-- DATA PROVIDED start --
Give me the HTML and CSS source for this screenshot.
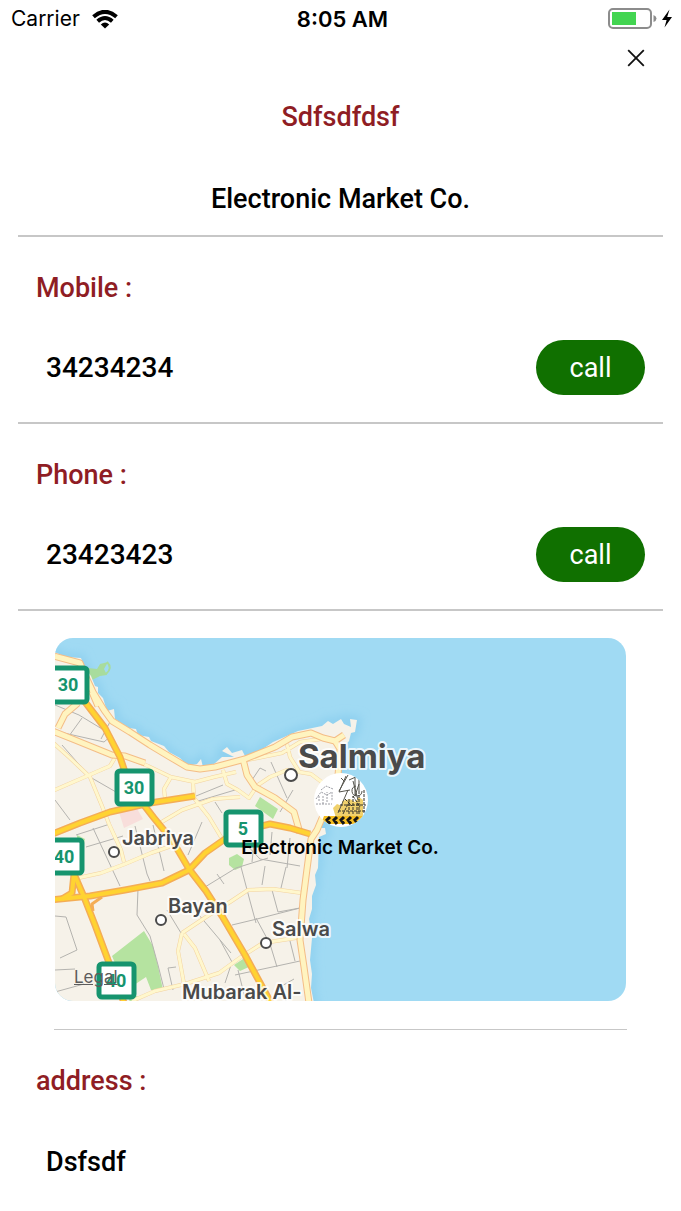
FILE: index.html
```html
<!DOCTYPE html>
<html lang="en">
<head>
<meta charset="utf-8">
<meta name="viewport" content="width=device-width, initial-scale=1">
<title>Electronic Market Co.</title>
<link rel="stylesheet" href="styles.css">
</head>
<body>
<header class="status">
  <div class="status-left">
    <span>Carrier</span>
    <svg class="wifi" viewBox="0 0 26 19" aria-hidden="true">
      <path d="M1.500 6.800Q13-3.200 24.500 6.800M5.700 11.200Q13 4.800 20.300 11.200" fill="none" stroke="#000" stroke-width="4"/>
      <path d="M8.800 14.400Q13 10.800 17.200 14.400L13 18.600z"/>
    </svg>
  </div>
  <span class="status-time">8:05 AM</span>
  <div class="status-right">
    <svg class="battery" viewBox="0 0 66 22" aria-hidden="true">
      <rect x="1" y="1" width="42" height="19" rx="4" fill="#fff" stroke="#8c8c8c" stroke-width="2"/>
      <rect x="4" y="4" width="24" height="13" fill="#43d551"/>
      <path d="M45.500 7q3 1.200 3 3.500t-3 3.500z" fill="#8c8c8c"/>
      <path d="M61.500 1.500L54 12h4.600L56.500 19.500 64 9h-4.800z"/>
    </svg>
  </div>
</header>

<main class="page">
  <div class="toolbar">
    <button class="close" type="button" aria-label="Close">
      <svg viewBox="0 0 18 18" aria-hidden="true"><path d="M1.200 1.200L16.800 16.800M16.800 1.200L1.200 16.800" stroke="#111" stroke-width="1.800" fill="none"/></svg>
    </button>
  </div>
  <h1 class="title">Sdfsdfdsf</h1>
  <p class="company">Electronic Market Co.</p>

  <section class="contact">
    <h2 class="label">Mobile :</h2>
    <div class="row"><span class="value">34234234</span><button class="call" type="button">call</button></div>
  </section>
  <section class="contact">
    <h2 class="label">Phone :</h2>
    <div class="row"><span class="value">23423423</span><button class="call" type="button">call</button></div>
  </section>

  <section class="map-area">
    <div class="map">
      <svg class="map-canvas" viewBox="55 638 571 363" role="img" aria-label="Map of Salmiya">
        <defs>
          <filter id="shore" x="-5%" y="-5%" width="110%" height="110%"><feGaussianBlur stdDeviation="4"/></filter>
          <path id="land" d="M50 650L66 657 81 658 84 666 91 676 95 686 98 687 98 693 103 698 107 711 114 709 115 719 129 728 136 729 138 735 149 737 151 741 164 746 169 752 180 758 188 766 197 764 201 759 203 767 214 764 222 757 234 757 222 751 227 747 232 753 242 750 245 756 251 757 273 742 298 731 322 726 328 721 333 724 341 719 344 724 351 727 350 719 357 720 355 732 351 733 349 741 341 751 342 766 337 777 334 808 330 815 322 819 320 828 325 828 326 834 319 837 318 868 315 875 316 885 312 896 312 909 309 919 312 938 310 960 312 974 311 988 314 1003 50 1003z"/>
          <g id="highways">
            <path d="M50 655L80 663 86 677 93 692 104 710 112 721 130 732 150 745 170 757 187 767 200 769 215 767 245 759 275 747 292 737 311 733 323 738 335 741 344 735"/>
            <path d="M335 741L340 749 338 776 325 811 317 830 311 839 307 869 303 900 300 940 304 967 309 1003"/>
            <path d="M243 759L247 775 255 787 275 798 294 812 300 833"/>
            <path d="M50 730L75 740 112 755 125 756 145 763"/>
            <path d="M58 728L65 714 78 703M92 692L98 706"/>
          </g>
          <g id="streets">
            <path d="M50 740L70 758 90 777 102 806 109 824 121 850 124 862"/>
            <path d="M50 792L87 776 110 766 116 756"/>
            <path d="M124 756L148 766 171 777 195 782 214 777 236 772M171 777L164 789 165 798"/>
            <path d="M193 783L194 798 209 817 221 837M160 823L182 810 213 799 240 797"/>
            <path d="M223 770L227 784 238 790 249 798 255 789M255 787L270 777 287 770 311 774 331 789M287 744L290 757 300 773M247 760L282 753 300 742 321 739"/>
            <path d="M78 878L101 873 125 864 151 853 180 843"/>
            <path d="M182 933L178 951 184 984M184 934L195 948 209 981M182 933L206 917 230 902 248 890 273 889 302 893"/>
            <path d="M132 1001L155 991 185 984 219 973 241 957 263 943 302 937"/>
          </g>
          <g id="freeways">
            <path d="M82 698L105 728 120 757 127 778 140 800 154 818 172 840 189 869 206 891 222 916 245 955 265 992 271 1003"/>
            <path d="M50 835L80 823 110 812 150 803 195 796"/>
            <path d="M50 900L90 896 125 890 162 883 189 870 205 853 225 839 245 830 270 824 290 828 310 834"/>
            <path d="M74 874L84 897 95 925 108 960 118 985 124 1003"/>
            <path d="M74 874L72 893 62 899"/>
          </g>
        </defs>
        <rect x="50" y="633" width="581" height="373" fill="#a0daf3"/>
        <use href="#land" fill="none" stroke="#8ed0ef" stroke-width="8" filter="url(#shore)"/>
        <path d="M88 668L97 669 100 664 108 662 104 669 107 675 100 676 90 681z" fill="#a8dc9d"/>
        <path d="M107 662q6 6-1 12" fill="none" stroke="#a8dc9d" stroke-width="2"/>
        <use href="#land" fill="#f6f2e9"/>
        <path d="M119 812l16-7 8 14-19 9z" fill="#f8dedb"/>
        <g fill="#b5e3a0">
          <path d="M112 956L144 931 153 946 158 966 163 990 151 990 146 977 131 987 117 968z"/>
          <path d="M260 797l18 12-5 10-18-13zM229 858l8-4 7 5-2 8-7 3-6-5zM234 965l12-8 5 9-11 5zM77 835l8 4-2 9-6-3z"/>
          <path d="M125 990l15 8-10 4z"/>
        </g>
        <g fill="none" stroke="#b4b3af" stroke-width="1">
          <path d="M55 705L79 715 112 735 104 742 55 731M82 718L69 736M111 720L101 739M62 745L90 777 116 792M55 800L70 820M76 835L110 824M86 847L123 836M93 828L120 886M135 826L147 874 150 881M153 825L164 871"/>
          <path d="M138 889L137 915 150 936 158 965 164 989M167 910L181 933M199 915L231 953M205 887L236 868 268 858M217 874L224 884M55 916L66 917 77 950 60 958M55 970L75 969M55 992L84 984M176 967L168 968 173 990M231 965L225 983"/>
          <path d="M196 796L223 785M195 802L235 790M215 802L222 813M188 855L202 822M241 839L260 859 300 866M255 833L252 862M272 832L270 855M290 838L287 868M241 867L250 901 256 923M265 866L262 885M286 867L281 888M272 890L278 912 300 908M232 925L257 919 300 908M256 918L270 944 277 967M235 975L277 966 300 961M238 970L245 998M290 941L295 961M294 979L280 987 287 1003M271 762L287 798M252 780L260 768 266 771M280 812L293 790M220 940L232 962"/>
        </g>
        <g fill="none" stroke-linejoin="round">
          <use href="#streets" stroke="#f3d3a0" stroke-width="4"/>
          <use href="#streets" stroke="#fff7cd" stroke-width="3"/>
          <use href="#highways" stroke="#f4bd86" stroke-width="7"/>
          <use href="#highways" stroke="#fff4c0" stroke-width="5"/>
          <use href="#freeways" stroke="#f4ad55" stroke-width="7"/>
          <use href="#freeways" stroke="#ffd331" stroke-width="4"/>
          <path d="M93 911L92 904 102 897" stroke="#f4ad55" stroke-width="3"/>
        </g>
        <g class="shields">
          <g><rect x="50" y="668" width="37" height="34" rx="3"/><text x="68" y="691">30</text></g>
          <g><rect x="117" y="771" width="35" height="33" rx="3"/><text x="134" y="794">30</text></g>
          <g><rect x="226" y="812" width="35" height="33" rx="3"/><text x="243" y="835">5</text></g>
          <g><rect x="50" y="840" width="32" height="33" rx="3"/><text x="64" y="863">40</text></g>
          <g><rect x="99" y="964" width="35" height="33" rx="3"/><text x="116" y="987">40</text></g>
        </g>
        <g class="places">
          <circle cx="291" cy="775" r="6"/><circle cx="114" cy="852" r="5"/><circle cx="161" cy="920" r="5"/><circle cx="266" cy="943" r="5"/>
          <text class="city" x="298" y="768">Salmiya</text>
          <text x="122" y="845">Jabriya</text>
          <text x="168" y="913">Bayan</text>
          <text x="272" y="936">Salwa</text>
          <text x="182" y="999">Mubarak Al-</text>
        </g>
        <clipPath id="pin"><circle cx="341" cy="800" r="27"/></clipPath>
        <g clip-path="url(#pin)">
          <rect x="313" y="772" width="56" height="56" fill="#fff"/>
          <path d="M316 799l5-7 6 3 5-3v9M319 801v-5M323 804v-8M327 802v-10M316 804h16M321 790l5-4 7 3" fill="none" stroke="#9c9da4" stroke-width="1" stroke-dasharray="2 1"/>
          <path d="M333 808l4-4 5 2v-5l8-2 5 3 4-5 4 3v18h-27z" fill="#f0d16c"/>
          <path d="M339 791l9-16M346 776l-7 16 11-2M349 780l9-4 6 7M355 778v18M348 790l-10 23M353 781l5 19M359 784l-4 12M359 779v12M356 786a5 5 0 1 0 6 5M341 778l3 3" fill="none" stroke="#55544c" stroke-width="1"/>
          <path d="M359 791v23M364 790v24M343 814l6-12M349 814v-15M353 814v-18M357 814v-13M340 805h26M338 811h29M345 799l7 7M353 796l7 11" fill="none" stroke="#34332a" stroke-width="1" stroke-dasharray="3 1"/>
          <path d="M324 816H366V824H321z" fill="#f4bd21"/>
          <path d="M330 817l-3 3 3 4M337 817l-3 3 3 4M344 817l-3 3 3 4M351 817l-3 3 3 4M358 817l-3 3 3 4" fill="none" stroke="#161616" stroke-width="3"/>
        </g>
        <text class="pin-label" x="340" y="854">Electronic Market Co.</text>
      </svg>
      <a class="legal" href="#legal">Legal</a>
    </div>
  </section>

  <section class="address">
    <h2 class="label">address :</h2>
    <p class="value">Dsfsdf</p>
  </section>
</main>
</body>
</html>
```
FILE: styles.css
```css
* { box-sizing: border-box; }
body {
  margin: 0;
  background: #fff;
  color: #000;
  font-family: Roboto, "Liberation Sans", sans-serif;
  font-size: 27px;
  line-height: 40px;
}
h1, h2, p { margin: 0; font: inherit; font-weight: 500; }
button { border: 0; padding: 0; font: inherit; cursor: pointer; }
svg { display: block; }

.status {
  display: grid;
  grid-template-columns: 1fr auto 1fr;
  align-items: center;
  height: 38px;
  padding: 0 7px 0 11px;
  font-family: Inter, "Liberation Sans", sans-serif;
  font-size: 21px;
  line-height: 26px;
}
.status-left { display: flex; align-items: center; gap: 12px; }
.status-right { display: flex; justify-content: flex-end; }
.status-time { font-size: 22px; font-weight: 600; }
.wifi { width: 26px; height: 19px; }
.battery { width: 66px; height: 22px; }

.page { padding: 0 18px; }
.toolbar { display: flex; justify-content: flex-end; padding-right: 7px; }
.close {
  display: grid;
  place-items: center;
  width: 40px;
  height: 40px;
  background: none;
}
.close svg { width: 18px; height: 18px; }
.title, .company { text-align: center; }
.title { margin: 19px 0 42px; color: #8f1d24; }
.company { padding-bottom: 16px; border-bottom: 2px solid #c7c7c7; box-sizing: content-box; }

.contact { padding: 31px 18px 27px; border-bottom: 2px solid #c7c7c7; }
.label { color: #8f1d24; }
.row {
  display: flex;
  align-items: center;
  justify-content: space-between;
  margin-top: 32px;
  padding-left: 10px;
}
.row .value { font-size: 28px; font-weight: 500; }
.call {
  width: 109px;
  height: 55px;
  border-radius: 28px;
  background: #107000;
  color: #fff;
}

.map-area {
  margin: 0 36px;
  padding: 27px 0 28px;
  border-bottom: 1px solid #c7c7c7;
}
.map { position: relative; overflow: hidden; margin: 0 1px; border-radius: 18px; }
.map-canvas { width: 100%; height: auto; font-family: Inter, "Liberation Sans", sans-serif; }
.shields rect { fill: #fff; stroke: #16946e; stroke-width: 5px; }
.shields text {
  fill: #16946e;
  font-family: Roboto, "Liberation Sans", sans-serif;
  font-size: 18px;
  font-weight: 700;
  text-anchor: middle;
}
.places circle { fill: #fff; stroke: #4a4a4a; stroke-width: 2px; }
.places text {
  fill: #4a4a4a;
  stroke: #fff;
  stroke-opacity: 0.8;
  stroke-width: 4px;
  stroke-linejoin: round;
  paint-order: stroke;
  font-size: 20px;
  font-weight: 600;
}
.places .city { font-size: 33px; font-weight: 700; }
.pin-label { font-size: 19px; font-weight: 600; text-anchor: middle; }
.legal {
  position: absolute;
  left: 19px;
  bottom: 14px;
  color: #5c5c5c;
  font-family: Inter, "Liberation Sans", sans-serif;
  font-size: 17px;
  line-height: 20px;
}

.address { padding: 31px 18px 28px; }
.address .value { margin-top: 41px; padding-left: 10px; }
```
-- DATA PROVIDED end --
-- DATA PROVIDED start --
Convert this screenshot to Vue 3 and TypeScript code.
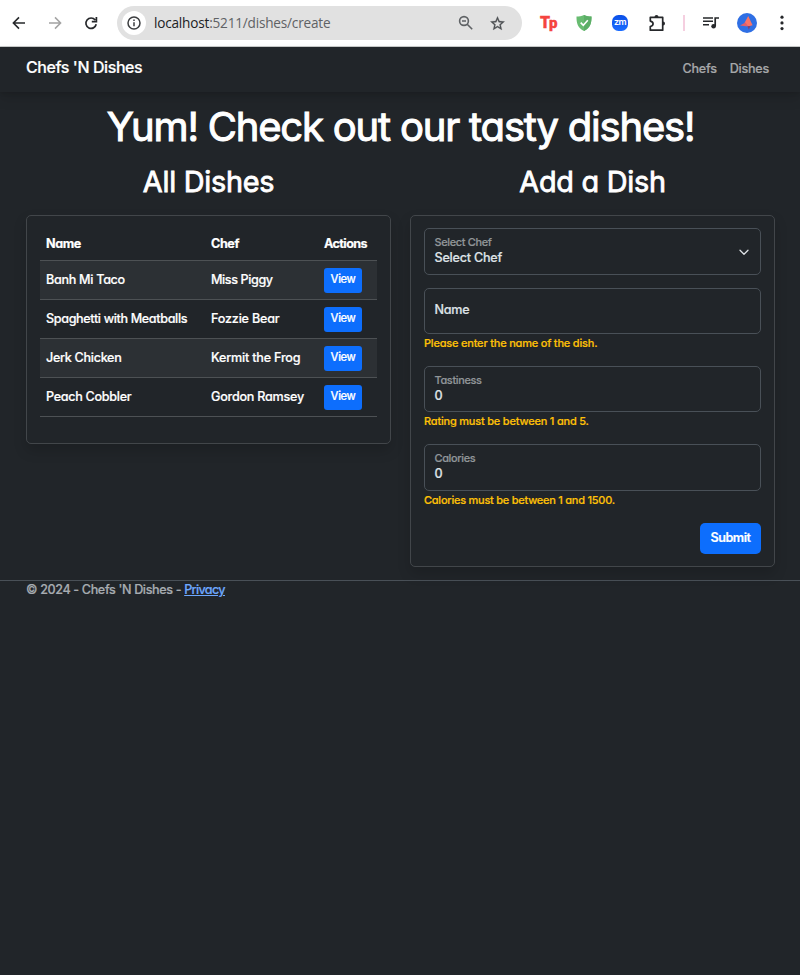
-- DATA PROVIDED end --
-- DATA PROVIDED start --
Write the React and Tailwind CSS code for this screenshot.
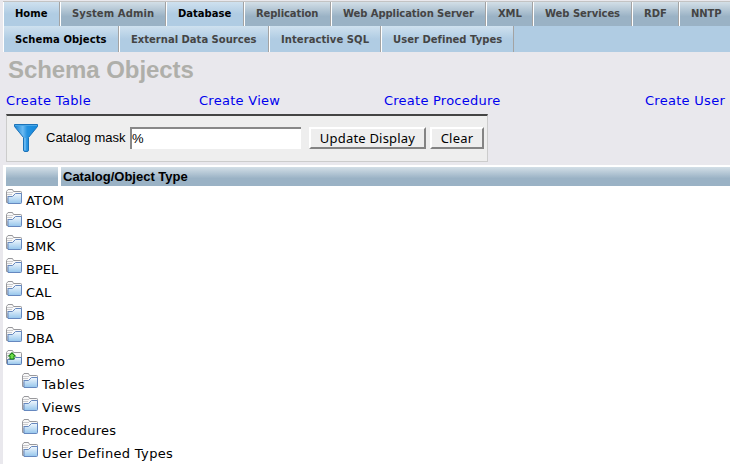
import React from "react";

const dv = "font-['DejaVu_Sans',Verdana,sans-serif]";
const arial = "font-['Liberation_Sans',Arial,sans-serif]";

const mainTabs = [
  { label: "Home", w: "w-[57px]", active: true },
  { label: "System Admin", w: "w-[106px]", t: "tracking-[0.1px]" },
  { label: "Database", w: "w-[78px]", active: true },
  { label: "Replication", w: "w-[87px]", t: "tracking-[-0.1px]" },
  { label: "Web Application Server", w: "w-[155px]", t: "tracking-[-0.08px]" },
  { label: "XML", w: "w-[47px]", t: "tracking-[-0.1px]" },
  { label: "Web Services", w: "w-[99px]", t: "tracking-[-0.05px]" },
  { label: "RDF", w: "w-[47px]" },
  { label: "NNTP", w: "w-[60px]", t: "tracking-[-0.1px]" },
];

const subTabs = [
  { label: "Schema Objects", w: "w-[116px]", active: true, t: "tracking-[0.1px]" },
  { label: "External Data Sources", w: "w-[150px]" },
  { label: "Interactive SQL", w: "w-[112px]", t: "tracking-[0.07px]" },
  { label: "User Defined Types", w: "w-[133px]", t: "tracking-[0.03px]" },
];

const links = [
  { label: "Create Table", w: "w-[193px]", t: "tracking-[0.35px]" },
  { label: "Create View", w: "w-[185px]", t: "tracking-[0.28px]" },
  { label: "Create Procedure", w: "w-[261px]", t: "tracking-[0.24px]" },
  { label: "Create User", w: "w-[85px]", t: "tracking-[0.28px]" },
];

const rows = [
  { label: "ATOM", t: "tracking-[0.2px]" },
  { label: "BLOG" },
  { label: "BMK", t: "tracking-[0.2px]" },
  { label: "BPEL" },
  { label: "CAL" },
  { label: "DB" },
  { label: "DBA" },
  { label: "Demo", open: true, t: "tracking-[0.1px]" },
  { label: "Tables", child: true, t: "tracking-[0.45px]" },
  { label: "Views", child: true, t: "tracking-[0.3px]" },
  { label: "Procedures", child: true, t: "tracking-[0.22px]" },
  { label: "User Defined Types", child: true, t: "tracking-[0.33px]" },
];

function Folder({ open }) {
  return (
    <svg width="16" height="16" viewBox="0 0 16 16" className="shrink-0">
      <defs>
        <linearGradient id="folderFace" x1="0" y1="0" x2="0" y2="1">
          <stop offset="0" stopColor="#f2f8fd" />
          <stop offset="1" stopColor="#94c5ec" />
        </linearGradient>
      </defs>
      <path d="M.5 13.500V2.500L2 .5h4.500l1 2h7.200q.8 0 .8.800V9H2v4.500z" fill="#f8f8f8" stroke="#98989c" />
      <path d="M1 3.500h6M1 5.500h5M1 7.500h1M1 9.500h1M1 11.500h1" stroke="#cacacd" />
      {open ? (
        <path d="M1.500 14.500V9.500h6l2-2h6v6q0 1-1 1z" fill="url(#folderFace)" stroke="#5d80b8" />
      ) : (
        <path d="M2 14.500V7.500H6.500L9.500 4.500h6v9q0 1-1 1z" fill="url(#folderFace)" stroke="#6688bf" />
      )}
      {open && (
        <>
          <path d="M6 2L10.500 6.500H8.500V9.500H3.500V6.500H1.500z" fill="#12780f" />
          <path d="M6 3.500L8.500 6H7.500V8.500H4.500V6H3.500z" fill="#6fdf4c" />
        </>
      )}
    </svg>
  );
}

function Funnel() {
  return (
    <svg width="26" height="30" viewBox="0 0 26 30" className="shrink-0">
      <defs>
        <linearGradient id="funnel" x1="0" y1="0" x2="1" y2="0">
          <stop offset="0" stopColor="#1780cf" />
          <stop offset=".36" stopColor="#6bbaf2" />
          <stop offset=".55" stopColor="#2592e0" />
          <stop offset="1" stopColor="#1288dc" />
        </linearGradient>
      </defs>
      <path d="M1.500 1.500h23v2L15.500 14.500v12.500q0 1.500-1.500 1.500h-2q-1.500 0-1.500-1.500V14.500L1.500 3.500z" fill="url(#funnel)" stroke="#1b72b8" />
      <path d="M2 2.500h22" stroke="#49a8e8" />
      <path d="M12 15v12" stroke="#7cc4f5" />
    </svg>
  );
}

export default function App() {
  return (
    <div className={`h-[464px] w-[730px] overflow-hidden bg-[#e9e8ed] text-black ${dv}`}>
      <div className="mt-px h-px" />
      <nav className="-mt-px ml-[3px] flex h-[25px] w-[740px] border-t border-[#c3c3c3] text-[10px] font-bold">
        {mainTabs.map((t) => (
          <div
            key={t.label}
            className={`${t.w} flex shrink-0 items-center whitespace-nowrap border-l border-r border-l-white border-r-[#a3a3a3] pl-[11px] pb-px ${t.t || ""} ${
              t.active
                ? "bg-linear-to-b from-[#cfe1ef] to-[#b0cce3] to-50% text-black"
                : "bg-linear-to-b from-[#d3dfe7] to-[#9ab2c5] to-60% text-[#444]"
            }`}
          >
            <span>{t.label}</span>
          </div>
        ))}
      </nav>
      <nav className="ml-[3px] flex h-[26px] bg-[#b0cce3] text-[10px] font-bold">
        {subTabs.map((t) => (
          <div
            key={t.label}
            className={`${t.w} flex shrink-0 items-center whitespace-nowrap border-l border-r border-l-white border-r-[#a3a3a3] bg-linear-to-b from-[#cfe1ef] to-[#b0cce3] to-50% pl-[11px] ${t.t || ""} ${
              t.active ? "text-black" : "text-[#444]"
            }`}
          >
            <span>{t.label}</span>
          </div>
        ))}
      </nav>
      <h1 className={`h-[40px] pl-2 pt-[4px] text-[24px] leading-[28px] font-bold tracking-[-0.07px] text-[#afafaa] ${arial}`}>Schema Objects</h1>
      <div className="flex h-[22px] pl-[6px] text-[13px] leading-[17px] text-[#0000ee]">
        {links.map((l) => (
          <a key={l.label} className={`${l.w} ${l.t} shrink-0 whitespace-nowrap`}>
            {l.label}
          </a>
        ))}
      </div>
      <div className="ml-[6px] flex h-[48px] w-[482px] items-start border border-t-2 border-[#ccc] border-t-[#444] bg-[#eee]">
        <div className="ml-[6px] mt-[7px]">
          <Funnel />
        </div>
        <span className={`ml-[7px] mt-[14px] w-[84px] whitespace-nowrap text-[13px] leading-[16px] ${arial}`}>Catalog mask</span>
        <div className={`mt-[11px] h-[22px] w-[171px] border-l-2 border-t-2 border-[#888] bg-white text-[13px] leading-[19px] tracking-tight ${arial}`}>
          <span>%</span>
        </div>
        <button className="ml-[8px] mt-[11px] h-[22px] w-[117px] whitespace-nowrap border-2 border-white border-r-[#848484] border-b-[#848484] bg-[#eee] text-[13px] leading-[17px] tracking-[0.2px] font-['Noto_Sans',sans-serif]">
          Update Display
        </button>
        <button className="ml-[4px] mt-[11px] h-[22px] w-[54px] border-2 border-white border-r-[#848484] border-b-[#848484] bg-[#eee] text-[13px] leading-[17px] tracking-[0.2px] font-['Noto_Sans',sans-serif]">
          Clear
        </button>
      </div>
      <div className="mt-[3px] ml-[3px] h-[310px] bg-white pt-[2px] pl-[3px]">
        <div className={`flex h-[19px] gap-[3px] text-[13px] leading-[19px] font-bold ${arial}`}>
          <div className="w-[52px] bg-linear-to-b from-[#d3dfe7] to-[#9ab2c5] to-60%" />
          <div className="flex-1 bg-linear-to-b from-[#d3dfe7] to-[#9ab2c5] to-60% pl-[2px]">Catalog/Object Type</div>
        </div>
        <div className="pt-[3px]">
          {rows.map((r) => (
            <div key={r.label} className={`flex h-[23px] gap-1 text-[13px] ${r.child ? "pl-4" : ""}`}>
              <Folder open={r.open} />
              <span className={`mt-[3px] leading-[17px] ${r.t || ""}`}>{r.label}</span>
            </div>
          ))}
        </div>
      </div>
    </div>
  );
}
-- DATA PROVIDED end --
### WRITTEN EXERCISE:
Find the lines that include the string "screenshot", then copy each of them.

### CORRECT RESULT:
Give me the HTML and CSS source for this screenshot.
Convert this screenshot to Vue 3 and TypeScript code.
Write the React and Tailwind CSS code for this screenshot.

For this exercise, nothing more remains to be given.